6.  Food for quarantine. There is no way around it, quarantine is going to be rough. You will NOT be allowed to leave your apartment. I found it really helped to have some comfort food from home packed in my suitcase. Even if you can figure out how to order food to your apartment, most of your options will be Korean food. Having some favorite foods from home will help ease the transition into a different culture.

Quarantine Food
This is the box of food I recieved from the city of Daegu to help get me through my quarantine. Without the generous help of some of the other foreign teachers at my school, it would have been the only food I had for two weeks!

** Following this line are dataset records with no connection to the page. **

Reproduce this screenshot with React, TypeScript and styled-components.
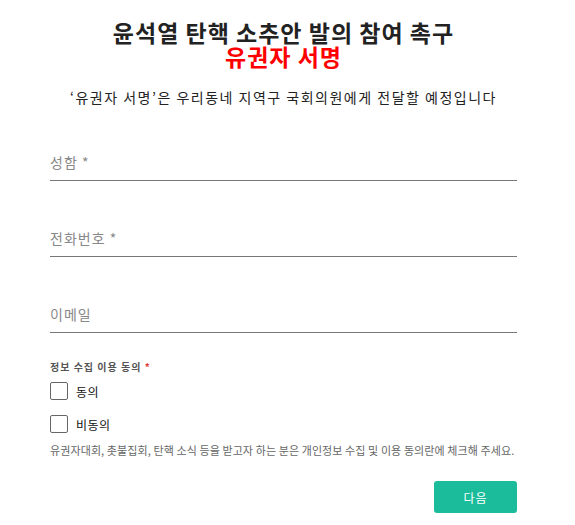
import React from 'react';
import styled, { createGlobalStyle } from 'styled-components';

const GlobalStyle = createGlobalStyle`
  html, body {
    margin: 0;
    padding: 0;
    background: #ffffff;
  }
  body {
    font-family: 'Noto Sans CJK KR', 'Noto Sans', sans-serif;
    color: #222222;
  }
`;

const Page = styled.div`
  width: 467px;
  padding: 20px 0 0 50px;
`;

const Title = styled.h1`
  margin: 0;
  text-align: center;
  font-size: 23px;
  line-height: 24px;
  letter-spacing: 1px;
  font-weight: 700;
  color: #222222;
`;

const Red = styled.span`
  display: block;
  color: #ff0000;
`;

const Lead = styled.p`
  margin: 19px 0 0;
  text-align: center;
  font-size: 14px;
  line-height: 20px;
  letter-spacing: 1.5px;
  color: #222222;
`;

const Form = styled.form`
  display: flex;
  flex-direction: column;
  margin-top: 45px;
`;

const Field = styled.input<{ $gap: number }>`
  display: block;
  width: 100%;
  box-sizing: border-box;
  margin-top: ${(p) => p.$gap}px;
  padding: 0 0 8px;
  border: 0;
  border-bottom: 1px solid #777777;
  font-family: inherit;
  font-size: 14px;
  line-height: 20px;
  letter-spacing: 1px;
  color: #222222;
  outline: none;
  background: transparent;

  &::placeholder {
    color: #888888;
  }
`;

const Legend = styled.div`
  margin-top: 27px;
  font-size: 10px;
  line-height: 14px;
  font-weight: 700;
  letter-spacing: 1px;
  color: #555555;
`;

const Star = styled.span`
  color: #e03b3b;
`;

const Choice = styled.label<{ $gap: number }>`
  display: flex;
  align-items: center;
  gap: 8px;
  margin-top: ${(p) => p.$gap}px;
  font-size: 12px;
  letter-spacing: 0.5px;
  color: #111111;
  cursor: pointer;
`;

const Box = styled.span`
  width: 16px;
  height: 16px;
  border: 1px solid #666666;
  border-radius: 2px;
  box-sizing: content-box;
`;

const Hint = styled.p`
  margin: 10px 0 0;
  font-size: 11px;
  line-height: 14px;
  letter-spacing: 0.1px;
  color: #666666;
`;

const Actions = styled.div`
  display: flex;
  justify-content: flex-end;
  margin-top: 24px;
`;

const NextButton = styled.button`
  width: 83px;
  height: 32px;
  border: 0;
  border-radius: 3px;
  background: #1bbc9b;
  color: #ffffff;
  font-family: inherit;
  font-size: 12px;
  letter-spacing: 1px;
  cursor: pointer;
`;

export default function App() {
  return (
    <>
      <GlobalStyle />
      <Page>
        <Title>
          윤석열 탄핵 소추안 발의 참여 촉구
          <Red>유권자 서명</Red>
        </Title>
        <Lead>‘유권자 서명’은 우리동네 지역구 국회의원에게 전달할 예정입니다</Lead>
        <Form onSubmit={(e) => e.preventDefault()}>
          <Field $gap={0} placeholder="성함 *" />
          <Field $gap={47} placeholder="전화번호 *" />
          <Field $gap={47} placeholder="이메일" />
          <Legend>
            정보 수집 이용 동의 <Star>*</Star>
          </Legend>
          <Choice $gap={8}>
            <Box />
            동의
          </Choice>
          <Choice $gap={15}>
            <Box />
            비동의
          </Choice>
          <Hint>유권자대회, 촛불집회, 탄핵 소식 등을 받고자 하는 분은 개인정보 수집 및 이용 동의란에 체크해 주세요.</Hint>
          <Actions>
            <NextButton type="button">다음</NextButton>
          </Actions>
        </Form>
      </Page>
    </>
  );
}
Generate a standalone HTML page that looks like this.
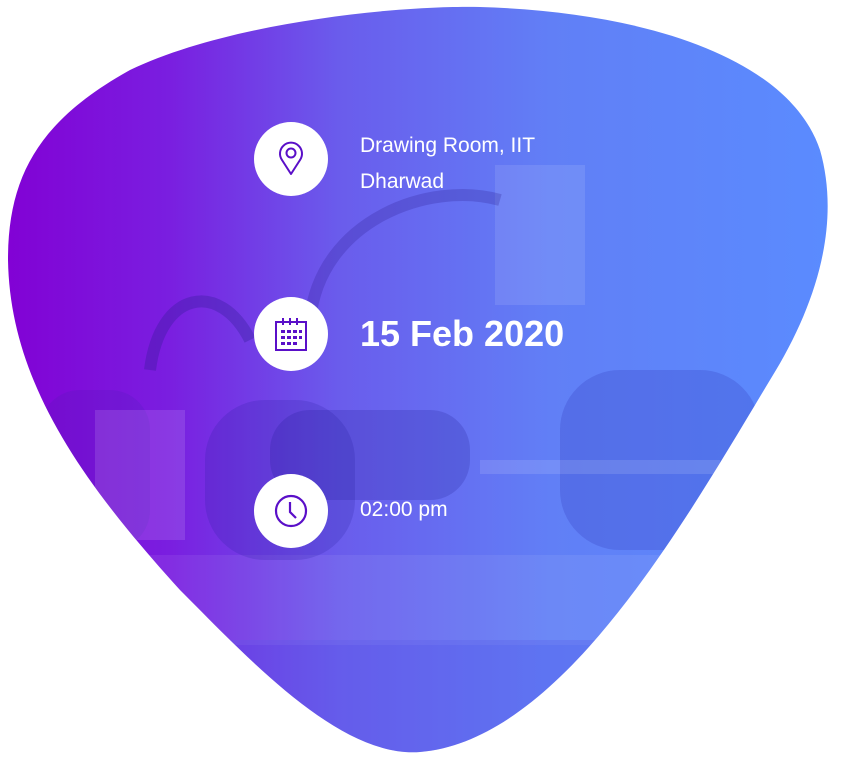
<!DOCTYPE html>
<html><head><meta charset="utf-8"><style>
html,body{margin:0;padding:0;background:#fff;width:846px;height:763px;overflow:hidden}
.wrap{position:relative;width:846px;height:763px;font-family:"Liberation Sans",Roboto,sans-serif}
svg.bg{position:absolute;left:0;top:0}
.c{position:absolute;left:254px;width:74px;height:74px;border-radius:50%;background:#fff;display:flex;align-items:center;justify-content:center}
.t{position:absolute;left:360px;color:#fff}
</style></head><body><div class="wrap">
<svg class="bg" width="846" height="763" viewBox="0 0 846 763">
<defs>
<linearGradient id="g" x1="0" y1="0" x2="1" y2="0">
<stop offset="0" stop-color="#8200d4"/>
<stop offset="0.2" stop-color="#7a1ee0"/>
<stop offset="0.4" stop-color="#6a5cec"/>
<stop offset="0.65" stop-color="#617ff6"/>
<stop offset="1" stop-color="#5a8cff"/>
</linearGradient>
<clipPath id="cp"><path d="M 8 260 C 8 175, 40 120, 130 70 C 230 22, 400 5, 480 7 C 650 12, 790 60, 820 150 C 840 220, 820 300, 770 380 C 680 530, 560 740, 420 752 C 340 758, 250 660, 180 590 C 80 480, 10 380, 8 260 Z"/></clipPath>
</defs>
<g clip-path="url(#cp)">
<rect width="846" height="763" fill="url(#g)"/>
<rect x="0" y="555" width="846" height="90" fill="#ffffff" opacity="0.07"/>
<rect x="0" y="640" width="846" height="130" fill="#5a5ce8" opacity="0.3"/>
<rect x="495" y="165" width="90" height="140" fill="#ffffff" opacity="0.1"/>
<rect x="560" y="370" width="200" height="180" rx="60" fill="#2a2ab0" opacity="0.2"/>
<rect x="205" y="400" width="150" height="160" rx="60" fill="#2a20a0" opacity="0.2"/>
<rect x="40" y="390" width="110" height="160" rx="40" fill="#3a20a8" opacity="0.15"/>
<rect x="270" y="410" width="200" height="90" rx="40" fill="#201890" opacity="0.2"/>
<path d="M150 370 C 160 290, 220 280, 250 340" stroke="#2a1c90" stroke-width="12" fill="none" opacity="0.3"/>
<path d="M310 320 C 320 220, 430 180, 500 200" stroke="#2a1c90" stroke-width="12" fill="none" opacity="0.25"/>
<rect x="95" y="410" width="90" height="130" fill="#ffffff" opacity="0.12"/>
<rect x="480" y="460" width="240" height="14" fill="#ffffff" opacity="0.12"/>
</g>
</svg>

<div class="c" style="top:122px"><svg width="30" height="36" viewBox="0 0 30 36" fill="none" stroke="#5a0fc8" stroke-width="2"><path d="M15 33 L6 19 A11 11 0 1 1 24 19 Z" stroke-linejoin="round"/><circle cx="15" cy="12" r="4.5"/></svg></div>
<div class="c" style="top:297px"><svg width="34" height="34" viewBox="0 0 34 34" fill="#5a0fc8"><path d="M2 5h30v28H2z" fill="none" stroke="#5a0fc8" stroke-width="2"/><rect x="8" y="1" width="2" height="7"/><rect x="15" y="1" width="2" height="7"/><rect x="22" y="1" width="2" height="7"/><g><rect x="7" y="13" width="4" height="3"/><rect x="13" y="13" width="4" height="3"/><rect x="19" y="13" width="4" height="3"/><rect x="25" y="13" width="3" height="3"/><rect x="7" y="19" width="4" height="3"/><rect x="13" y="19" width="4" height="3"/><rect x="19" y="19" width="4" height="3"/><rect x="25" y="19" width="3" height="3"/><rect x="7" y="25" width="4" height="3"/><rect x="13" y="25" width="4" height="3"/><rect x="19" y="25" width="4" height="3"/></g></svg></div>
<div class="c" style="top:474px"><svg width="34" height="34" viewBox="0 0 34 34" fill="none" stroke="#5a0fc8" stroke-width="2.2"><circle cx="17" cy="17" r="15"/><path d="M16 8v10l6 6"/></svg></div>

<div class="t" style="top:128px;font-size:21px;line-height:36px">Drawing Room, IIT<br>Dharwad</div>
<div class="t" style="top:313px;font-size:36px;font-weight:bold;line-height:42px">15 Feb 2020</div>
<div class="t" style="top:496px;font-size:21px;line-height:28px">02:00 pm</div>
</div></body></html>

7.  Essential paperwork/pictures. CIEE will give you a pretty comprehensive list of paperwork to bring with you that covers everything you could really need in case of an emergency. The only thing I would add to their list is to bring MULTIPLE copies of the small, passport size photos. You will need at least one for your ARC card, and it never hurts to have backups in case the bank or the education department decides they want one too.

8.  SIM card. Unlock your phone and order a Korean SIM card before you arrive in Korea. Don’t get stuck trying to order a SIM card to your apartment during quarantine. 

9.  Korean Cash - there will be times when your foreign credit card won't work, so having cash right away can be really helpful. With quaratine being the way it is right now, you won't be able to exchange any money at the airport either. So plan ahead and change money at your bank in the US before you arrive. Until your bank account is set up in Korea (which will take 6-8 weeks) you will have to rely solely on cash or your credit card, so bring enough cash to last. 

10.  KN94/KN95 masks. Cloth masks are not usually worn in South Korea. You can easily buy masks once you are here, but you will want to make sure you have enough to get through the first 2-3 weeks.

11.  Enough toiletries to last 1 month. Don’t pack full size bottles! It will take up so much space. If you have have any specialty products you can't live without, you can decide whether to bring extra with you, or pay extra to have it shipped from the US. It's up to you.

 

Remember, South Korea is a first world country. Anything that is not listed above can be purchased once you arrive. Most of this list is focused on getting you through quarantine and the first 2-3 months of your time in Korea. During that time you will be focused on getting your ARC, opening a bank account, and completeing other essential tasks that need to be done soon after your arrival. The less you can stress about the small things like allergy medication or setting up your SIM card, the easier those first few months will be. Once you get out of quarantine you can ask the other foreign teachers at your school all about the best shopping places, both online and in person. They will help you to get set up with everything you will need to know!